Count every line of the material that holds the string "this". Respond with the total only.

# # # #

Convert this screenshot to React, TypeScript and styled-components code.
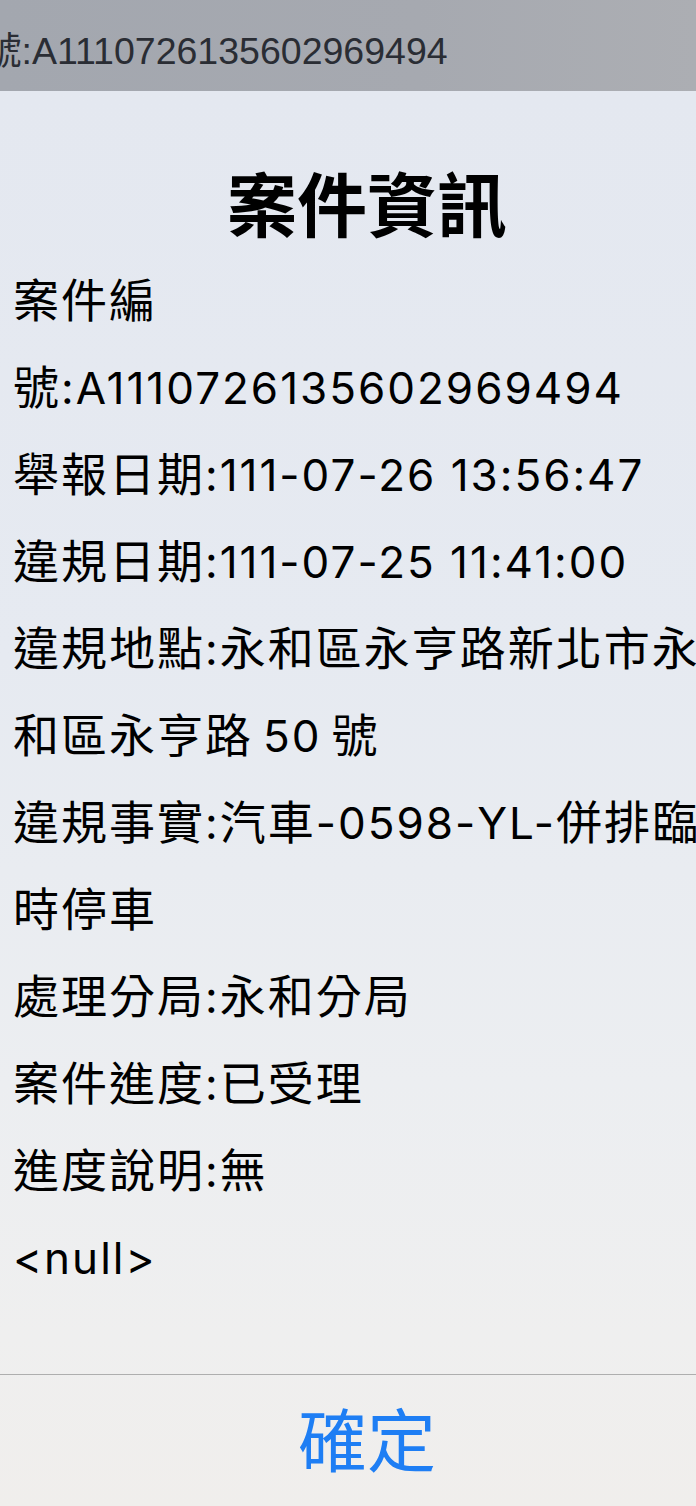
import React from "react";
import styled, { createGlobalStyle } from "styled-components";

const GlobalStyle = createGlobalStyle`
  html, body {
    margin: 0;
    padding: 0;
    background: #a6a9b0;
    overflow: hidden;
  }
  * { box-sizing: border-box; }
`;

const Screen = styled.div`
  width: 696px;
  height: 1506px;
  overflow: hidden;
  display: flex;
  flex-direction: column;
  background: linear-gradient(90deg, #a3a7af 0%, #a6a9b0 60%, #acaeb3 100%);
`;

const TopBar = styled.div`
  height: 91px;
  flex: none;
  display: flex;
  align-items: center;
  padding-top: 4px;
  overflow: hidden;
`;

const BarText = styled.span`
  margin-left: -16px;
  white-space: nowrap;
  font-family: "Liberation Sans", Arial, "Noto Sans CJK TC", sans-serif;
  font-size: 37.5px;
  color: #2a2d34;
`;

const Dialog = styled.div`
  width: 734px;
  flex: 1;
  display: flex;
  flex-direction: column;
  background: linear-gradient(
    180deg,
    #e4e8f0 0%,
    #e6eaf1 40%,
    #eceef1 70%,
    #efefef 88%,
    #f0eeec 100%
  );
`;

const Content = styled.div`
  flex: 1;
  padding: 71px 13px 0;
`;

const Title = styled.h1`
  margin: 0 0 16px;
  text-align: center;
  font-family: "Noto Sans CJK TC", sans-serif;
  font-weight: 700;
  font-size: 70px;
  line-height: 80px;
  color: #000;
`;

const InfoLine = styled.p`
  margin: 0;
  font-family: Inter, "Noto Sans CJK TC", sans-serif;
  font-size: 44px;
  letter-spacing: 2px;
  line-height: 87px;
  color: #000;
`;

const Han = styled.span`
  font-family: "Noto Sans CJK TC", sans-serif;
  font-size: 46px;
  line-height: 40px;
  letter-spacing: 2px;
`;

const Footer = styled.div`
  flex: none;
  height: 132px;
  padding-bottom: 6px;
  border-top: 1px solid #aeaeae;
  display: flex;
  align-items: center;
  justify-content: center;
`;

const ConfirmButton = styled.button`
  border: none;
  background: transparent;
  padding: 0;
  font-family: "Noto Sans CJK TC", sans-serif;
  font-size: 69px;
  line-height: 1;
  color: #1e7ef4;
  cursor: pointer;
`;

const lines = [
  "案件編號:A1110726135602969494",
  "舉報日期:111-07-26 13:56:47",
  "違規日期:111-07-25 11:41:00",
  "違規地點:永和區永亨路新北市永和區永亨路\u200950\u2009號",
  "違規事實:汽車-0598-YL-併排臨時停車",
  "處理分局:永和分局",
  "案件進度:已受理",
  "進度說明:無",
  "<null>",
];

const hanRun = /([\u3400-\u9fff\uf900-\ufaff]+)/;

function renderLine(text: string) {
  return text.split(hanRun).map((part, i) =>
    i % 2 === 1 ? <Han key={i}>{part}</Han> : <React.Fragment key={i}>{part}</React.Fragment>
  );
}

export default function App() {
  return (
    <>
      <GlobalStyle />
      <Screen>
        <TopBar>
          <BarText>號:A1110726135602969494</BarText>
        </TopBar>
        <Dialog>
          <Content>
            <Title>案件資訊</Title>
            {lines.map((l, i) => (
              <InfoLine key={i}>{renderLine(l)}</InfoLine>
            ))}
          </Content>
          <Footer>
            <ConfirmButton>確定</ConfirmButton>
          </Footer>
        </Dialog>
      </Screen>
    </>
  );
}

# # # #

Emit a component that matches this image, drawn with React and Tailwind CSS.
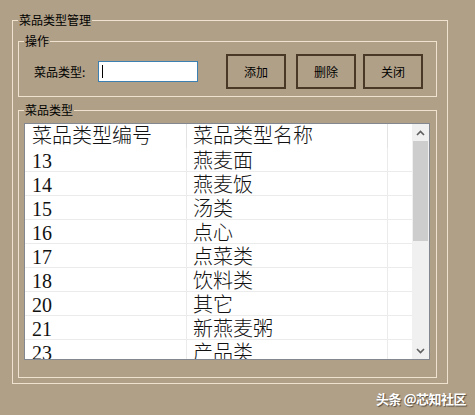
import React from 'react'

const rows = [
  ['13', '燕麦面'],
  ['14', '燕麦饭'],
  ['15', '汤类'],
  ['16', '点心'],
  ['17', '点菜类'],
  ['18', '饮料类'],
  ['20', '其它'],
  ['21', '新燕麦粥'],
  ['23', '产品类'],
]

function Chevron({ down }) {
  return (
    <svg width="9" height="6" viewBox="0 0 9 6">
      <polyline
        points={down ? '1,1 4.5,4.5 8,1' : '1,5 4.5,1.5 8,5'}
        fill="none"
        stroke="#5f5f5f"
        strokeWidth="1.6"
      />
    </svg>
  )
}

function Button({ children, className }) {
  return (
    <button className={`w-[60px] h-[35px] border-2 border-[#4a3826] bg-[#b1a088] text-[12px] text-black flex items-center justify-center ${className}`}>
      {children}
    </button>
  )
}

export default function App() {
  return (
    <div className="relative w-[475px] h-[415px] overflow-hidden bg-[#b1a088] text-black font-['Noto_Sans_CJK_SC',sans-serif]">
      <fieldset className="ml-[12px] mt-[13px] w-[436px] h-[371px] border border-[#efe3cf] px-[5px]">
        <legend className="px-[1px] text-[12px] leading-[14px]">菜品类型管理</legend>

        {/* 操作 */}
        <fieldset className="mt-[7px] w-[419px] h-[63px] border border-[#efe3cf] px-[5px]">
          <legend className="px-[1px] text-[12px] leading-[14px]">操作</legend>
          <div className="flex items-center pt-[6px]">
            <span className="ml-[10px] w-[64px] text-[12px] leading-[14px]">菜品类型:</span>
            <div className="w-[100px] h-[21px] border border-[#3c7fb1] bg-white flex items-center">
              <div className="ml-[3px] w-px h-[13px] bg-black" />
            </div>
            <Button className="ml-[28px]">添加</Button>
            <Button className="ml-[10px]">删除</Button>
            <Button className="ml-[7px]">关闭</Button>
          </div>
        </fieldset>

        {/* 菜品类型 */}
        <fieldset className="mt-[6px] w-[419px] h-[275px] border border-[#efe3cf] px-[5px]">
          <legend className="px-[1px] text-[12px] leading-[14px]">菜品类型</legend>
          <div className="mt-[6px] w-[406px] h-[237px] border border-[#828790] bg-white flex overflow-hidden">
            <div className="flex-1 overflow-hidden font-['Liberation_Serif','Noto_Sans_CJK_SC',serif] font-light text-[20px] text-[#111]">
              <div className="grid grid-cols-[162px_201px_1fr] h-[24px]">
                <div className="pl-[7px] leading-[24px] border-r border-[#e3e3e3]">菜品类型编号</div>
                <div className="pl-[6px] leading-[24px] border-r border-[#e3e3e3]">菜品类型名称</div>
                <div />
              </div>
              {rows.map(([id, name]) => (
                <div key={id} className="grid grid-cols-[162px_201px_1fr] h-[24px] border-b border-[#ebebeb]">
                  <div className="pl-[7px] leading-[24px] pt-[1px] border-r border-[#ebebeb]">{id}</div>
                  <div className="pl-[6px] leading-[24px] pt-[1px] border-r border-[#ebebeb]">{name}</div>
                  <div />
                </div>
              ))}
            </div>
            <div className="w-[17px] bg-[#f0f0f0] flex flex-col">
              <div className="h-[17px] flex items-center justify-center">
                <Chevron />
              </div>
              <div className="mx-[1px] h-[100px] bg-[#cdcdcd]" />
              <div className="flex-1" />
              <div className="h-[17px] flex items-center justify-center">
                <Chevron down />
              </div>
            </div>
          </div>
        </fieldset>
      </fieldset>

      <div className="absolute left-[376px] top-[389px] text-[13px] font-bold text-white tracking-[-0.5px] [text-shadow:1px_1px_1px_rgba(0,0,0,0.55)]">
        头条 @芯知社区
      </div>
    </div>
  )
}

# # # #

WRITTEN SOLUTION>
2